One bill would require the White House to put together a “comprehensive strategy to counter and prevent online radicalization,” Johnson said.

Another measure would give the Department of Homeland Security (DHS) more tools to establish courses at DHS-affiliated colleges in which students develop digital counternarratives for teenagers and young adults.

Sen. Cory Booker (D-N.J.), who backed the bill, stumped for his effort during a recent committee hearing on ISIS ideology.

“I’m a little frustrated when it comes to our efforts at counter-messaging,” Booker said.

“That’s just one tool in a toolbox,” he added, “but it’s one that I really don’t believe we’re doing that well.”

The final measure would authorize a DHS Office of Partnerships Against Violent Extremism to help coordinate the agency’s efforts.
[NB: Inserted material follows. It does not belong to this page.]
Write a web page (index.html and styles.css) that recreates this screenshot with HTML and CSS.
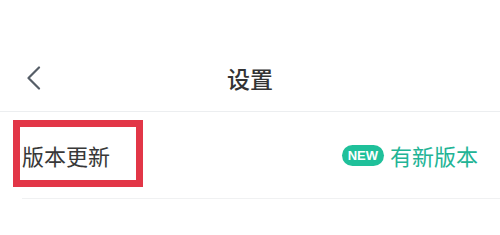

The recent terror attacks in Paris and San Bernardino, Calif., highlighted the power of online recruitment for ISIS.

According to investigators, several of the assailants were radicalized through online communications with ISIS members, or were themselves prominent digital recruiters.

Jessica Stern, a research professor at the Boston University Pardee School for Global Studies, told the Senate Homeland Security Committee last month that the government must boost its efforts to develop its own online narratives for the same people ISIS is trying to recruit.

“One of the major gaps in our response to ISIS is the lack of investment in developing and disseminating effective counternarratives that are compelling to the millennial youth who are ISIS’s principal targets for recruitment,” she said.

“To do this effectively, we need to listen closely to what ISIS says it wants to achieve and to what it claims to offer youth.”